SHORT PROBLEM:
Emit the data below verbatim, stripping out any pictures.

— begin AVAILABLE DATA —

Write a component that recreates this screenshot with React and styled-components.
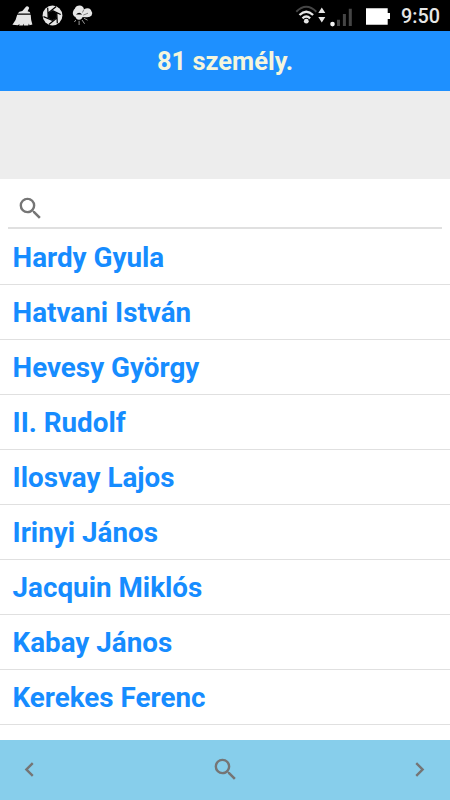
import React, { useState } from 'react';
import styled, { createGlobalStyle } from 'styled-components';
import { MdSearch, MdChevronLeft, MdChevronRight } from 'react-icons/md';

const GlobalStyle = createGlobalStyle`
    * {
        box-sizing: border-box;
    }
    body {
        margin: 0;
        background: #fff;
        font-family: Roboto, "Liberation Sans", sans-serif;
    }
`;

const Screen = styled.div`
    display: flex;
    flex-direction: column;
    height: 800px;
    width: 450px;
    overflow: hidden;
    background: #fff;
`;

// Android status bar
const StatusBar = styled.div`
    display: flex;
    flex: none;
    align-items: center;
    justify-content: space-between;
    height: 31px;
    background: #000;
`;

const StatusIcons = styled.svg`
    display: block;
    flex: none;
`;

const StatusRight = styled.div`
    display: flex;
    align-items: center;
    padding-right: 10px;
`;

const Clock = styled.span`
    width: 39px;
    margin-left: 11px;
    color: #e6e6e6;
    font-size: 19.8px;
    font-weight: 500;
    line-height: 31px;
    padding-top: 2px;
    white-space: nowrap;
`;

const Header = styled.h1`
    flex: none;
    height: 60px;
    margin: 0;
    background: dodgerblue;
    color: beige;
    font-size: 25.5px;
    font-weight: 700;
    line-height: 60px;
    text-align: center;
`;

const Banner = styled.div`
    flex: none;
    height: 88px;
    background: #ededed;
`;

const SearchBox = styled.label`
    display: flex;
    flex: none;
    align-items: center;
    height: 50px;
    margin: 0 8px;
    padding: 11px 7px 0 8px;
    border-bottom: 2px solid #e0e0e0;
    color: #757575;
`;

const SearchInput = styled.input`
    flex: 1;
    margin-left: 8px;
    border: none;
    outline: none;
    background: transparent;
    font: 400 20px Roboto, sans-serif;
`;

const List = styled.ul`
    flex: 1;
    min-height: 0;
    margin: 0;
    padding: 1px 0 0;
    overflow: hidden;
    list-style: none;
`;

const Person = styled.li`
    height: 55px;
    padding-left: 12.5px;
    border-bottom: 1px solid #e0e0e0;
    color: #168cff;
    font-size: 27.8px;
    font-weight: 700;
    line-height: 56px;
`;

const BottomBar = styled.nav`
    display: flex;
    flex: none;
    align-items: center;
    justify-content: space-between;
    height: 60px;
    padding: 0 15.6px 1px 15.4px;
    background: skyblue;
`;

const NavButton = styled.button`
    display: flex;
    padding: 0;
    border: none;
    background: none;
    color: #757575;

    &:nth-child(2) {
        padding-left: 1.2px;
    }
`;

const people = [
    'Hardy Gyula',
    'Hatvani István',
    'Hevesy György',
    'II. Rudolf',
    'Ilosvay Lajos',
    'Irinyi János',
    'Jacquin Miklós',
    'Kabay János',
    'Kerekes Ferenc',
];

// broom, camera shutter, weather
const Notifications = () => (
    <StatusIcons width="110" height="31" viewBox="0 0 110 31" fill="#e6e6e6">
        <path d="M26.2 6.5Q28.5 5.8 29.2 8L27.6 11.2Q30.4 11.7 30.4 13.6H17.7Q18.8 11.4 22.3 11Z" />
        <path d="M17.2 14.8H30.7Q30.8 20.2 32.4 24.4L29.5 25.3L28.9 23.4L28.3 25.5H23.7L24.1 23.6L22.7 25.5H19.1L19.6 24L17.8 25.3L12.4 24.7Q16.3 20.3 17.2 14.8Z" />
        <circle cx="52.5" cy="15.5" r="9.9" />
        <path d="M52.5 10.6L56.8 13L56.8 18L52.5 20.5L48.2 18L48.2 13Z" fill="#000" />
        <path d="M52.5 10.6L60.7 14.5M56.8 13L57.3 23.2M56.8 18L48.9 24.5M52.5 20.5L43.5 16.6M48.2 18L47.7 7.8M48.2 13L56.2 6.5" stroke="#000" strokeWidth="1.2" />
        <path d="M74.8 16.7Q72.2 14.8 73 11.7Q73.8 9.2 74.8 8.7Q76 5.5 79.8 5.6Q83 5.8 84 9.2Q88.3 7.3 90.8 9.7Q93 12.6 91.6 15.4Q90.2 17.4 86.4 17.2Z" />
        <path d="M76 14.6Q79.2 11 82.2 14.6Z" fill="#000" />
        <path d="M75.2 15.8H82.8Q82.3 19.8 79 19.8Q75.8 19.8 75.2 15.8Z" />
        <path d="M75.8 20L74.4 22M79.1 20.8V25M82 20L84.6 23.8M84 18.3L87.6 20.2" stroke="#999" strokeWidth="1" />
        <path d="M83.8 9.5L82.5 12.5M83.3 15.1L88 13.2" stroke="#555" strokeWidth=".7" />
    </StatusIcons>
);

// wifi with traffic arrows, mobile signal, battery
const Connectivity = () => (
    <StatusIcons width="96" height="31" viewBox="294 0 96 31" fill="none">
        <path d="M296.3 11.7Q306.3 1.8 316.3 11.7" stroke="#454545" strokeWidth="2" />
        <path d="M299.5 15Q306.3 8.4 313.1 15M302.5 18.3Q306.3 14.7 310.1 18.3" stroke="#e6e6e6" strokeWidth="2.3" />
        <circle cx="306.3" cy="21.2" r="2.4" fill="#e6e6e6" />
        <path d="M318.3 13L321.8 7.5L325.3 13ZM318.3 17L321.8 22.5L325.3 17Z" fill="#e6e6e6" />
        <circle cx="332.5" cy="24.1" r="2.3" fill="#f4f4f4" />
        <path d="M338.5 26V19.7M344.4 26V14M350.3 26V8.7" stroke="#454545" strokeWidth="3" strokeLinecap="butt" />
        <path d="M366 8.2H387.7V13H390V19H387.7V24.8H366Z" fill="#fff" />
    </StatusIcons>
);

const App = () => {
    const [query, setQuery] = useState('');

    const visible = people.filter((name) => name.toLowerCase().includes(query.toLowerCase()));

    return (
        <Screen>
            <GlobalStyle />
            <StatusBar>
                <Notifications />
                <StatusRight>
                    <Connectivity />
                    <Clock>9:50</Clock>
                </StatusRight>
            </StatusBar>
            <Header>81 személy.</Header>
            <Banner />
            <SearchBox>
                <MdSearch size={29} />
                <SearchInput value={query} onChange={(e) => setQuery(e.target.value)} />
            </SearchBox>
            <List>
                {visible.map((name) => (
                    <Person key={name}>{name}</Person>
                ))}
            </List>
            <BottomBar>
                <NavButton><MdChevronLeft size={29} /></NavButton>
                <NavButton><MdSearch size={29} /></NavButton>
                <NavButton><MdChevronRight size={29} /></NavButton>
            </BottomBar>
        </Screen>
    );
};

export default App;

— end AVAILABLE DATA —

RESULT:
Write a component that recreates this screenshot with React and styled-components.
import React, { useState } from 'react';
import styled, { createGlobalStyle } from 'styled-components';
import { MdSearch, MdChevronLeft, MdChevronRight } from 'react-icons/md';

const GlobalStyle = createGlobalStyle`
    * {
        box-sizing: border-box;
    }
    body {
        margin: 0;
        background: #fff;
        font-family: Roboto, "Liberation Sans", sans-serif;
    }
`;

const Screen = styled.div`
    display: flex;
    flex-direction: column;
    height: 800px;
    width: 450px;
    overflow: hidden;
    background: #fff;
`;

// Android status bar
const StatusBar = styled.div`
    display: flex;
    flex: none;
    align-items: center;
    justify-content: space-between;
    height: 31px;
    background: #000;
`;

const StatusIcons = styled.svg`
    display: block;
    flex: none;
`;

const StatusRight = styled.div`
    display: flex;
    align-items: center;
    padding-right: 10px;
`;

const Clock = styled.span`
    width: 39px;
    margin-left: 11px;
    color: #e6e6e6;
    font-size: 19.8px;
    font-weight: 500;
    line-height: 31px;
    padding-top: 2px;
    white-space: nowrap;
`;

const Header = styled.h1`
    flex: none;
    height: 60px;
    margin: 0;
    background: dodgerblue;
    color: beige;
    font-size: 25.5px;
    font-weight: 700;
    line-height: 60px;
    text-align: center;
`;

const Banner = styled.div`
    flex: none;
    height: 88px;
    background: #ededed;
`;

const SearchBox = styled.label`
    display: flex;
    flex: none;
    align-items: center;
    height: 50px;
    margin: 0 8px;
    padding: 11px 7px 0 8px;
    border-bottom: 2px solid #e0e0e0;
    color: #757575;
`;

const SearchInput = styled.input`
    flex: 1;
    margin-left: 8px;
    border: none;
    outline: none;
    background: transparent;
    font: 400 20px Roboto, sans-serif;
`;

const List = styled.ul`
    flex: 1;
    min-height: 0;
    margin: 0;
    padding: 1px 0 0;
    overflow: hidden;
    list-style: none;
`;

const Person = styled.li`
    height: 55px;
    padding-left: 12.5px;
    border-bottom: 1px solid #e0e0e0;
    color: #168cff;
    font-size: 27.8px;
    font-weight: 700;
    line-height: 56px;
`;

const BottomBar = styled.nav`
    display: flex;
    flex: none;
    align-items: center;
    justify-content: space-between;
    height: 60px;
    padding: 0 15.6px 1px 15.4px;
    background: skyblue;
`;

const NavButton = styled.button`
    display: flex;
    padding: 0;
    border: none;
    background: none;
    color: #757575;

    &:nth-child(2) {
        padding-left: 1.2px;
    }
`;

const people = [
    'Hardy Gyula',
    'Hatvani István',
    'Hevesy György',
    'II. Rudolf',
    'Ilosvay Lajos',
    'Irinyi János',
    'Jacquin Miklós',
    'Kabay János',
    'Kerekes Ferenc',
];

// broom, camera shutter, weather
const Notifications = () => (
    <StatusIcons width="110" height="31" viewBox="0 0 110 31" fill="#e6e6e6">
        <path d="M26.2 6.5Q28.5 5.8 29.2 8L27.6 11.2Q30.4 11.7 30.4 13.6H17.7Q18.8 11.4 22.3 11Z" />
        <path d="M17.2 14.8H30.7Q30.8 20.2 32.4 24.4L29.5 25.3L28.9 23.4L28.3 25.5H23.7L24.1 23.6L22.7 25.5H19.1L19.6 24L17.8 25.3L12.4 24.7Q16.3 20.3 17.2 14.8Z" />
        <circle cx="52.5" cy="15.5" r="9.9" />
        <path d="M52.5 10.6L56.8 13L56.8 18L52.5 20.5L48.2 18L48.2 13Z" fill="#000" />
        <path d="M52.5 10.6L60.7 14.5M56.8 13L57.3 23.2M56.8 18L48.9 24.5M52.5 20.5L43.5 16.6M48.2 18L47.7 7.8M48.2 13L56.2 6.5" stroke="#000" strokeWidth="1.2" />
        <path d="M74.8 16.7Q72.2 14.8 73 11.7Q73.8 9.2 74.8 8.7Q76 5.5 79.8 5.6Q83 5.8 84 9.2Q88.3 7.3 90.8 9.7Q93 12.6 91.6 15.4Q90.2 17.4 86.4 17.2Z" />
        <path d="M76 14.6Q79.2 11 82.2 14.6Z" fill="#000" />
        <path d="M75.2 15.8H82.8Q82.3 19.8 79 19.8Q75.8 19.8 75.2 15.8Z" />
        <path d="M75.8 20L74.4 22M79.1 20.8V25M82 20L84.6 23.8M84 18.3L87.6 20.2" stroke="#999" strokeWidth="1" />
        <path d="M83.8 9.5L82.5 12.5M83.3 15.1L88 13.2" stroke="#555" strokeWidth=".7" />
    </StatusIcons>
);

// wifi with traffic arrows, mobile signal, battery
const Connectivity = () => (
    <StatusIcons width="96" height="31" viewBox="294 0 96 31" fill="none">
        <path d="M296.3 11.7Q306.3 1.8 316.3 11.7" stroke="#454545" strokeWidth="2" />
        <path d="M299.5 15Q306.3 8.4 313.1 15M302.5 18.3Q306.3 14.7 310.1 18.3" stroke="#e6e6e6" strokeWidth="2.3" />
        <circle cx="306.3" cy="21.2" r="2.4" fill="#e6e6e6" />
        <path d="M318.3 13L321.8 7.5L325.3 13ZM318.3 17L321.8 22.5L325.3 17Z" fill="#e6e6e6" />
        <circle cx="332.5" cy="24.1" r="2.3" fill="#f4f4f4" />
        <path d="M338.5 26V19.7M344.4 26V14M350.3 26V8.7" stroke="#454545" strokeWidth="3" strokeLinecap="butt" />
        <path d="M366 8.2H387.7V13H390V19H387.7V24.8H366Z" fill="#fff" />
    </StatusIcons>
);

const App = () => {
    const [query, setQuery] = useState('');

    const visible = people.filter((name) => name.toLowerCase().includes(query.toLowerCase()));

    return (
        <Screen>
            <GlobalStyle />
            <StatusBar>
                <Notifications />
                <StatusRight>
                    <Connectivity />
                    <Clock>9:50</Clock>
                </StatusRight>
            </StatusBar>
            <Header>81 személy.</Header>
            <Banner />
            <SearchBox>
                <MdSearch size={29} />
                <SearchInput value={query} onChange={(e) => setQuery(e.target.value)} />
            </SearchBox>
            <List>
                {visible.map((name) => (
                    <Person key={name}>{name}</Person>
                ))}
            </List>
            <BottomBar>
                <NavButton><MdChevronLeft size={29} /></NavButton>
                <NavButton><MdSearch size={29} /></NavButton>
                <NavButton><MdChevronRight size={29} /></NavButton>
            </BottomBar>
        </Screen>
    );
};

export default App;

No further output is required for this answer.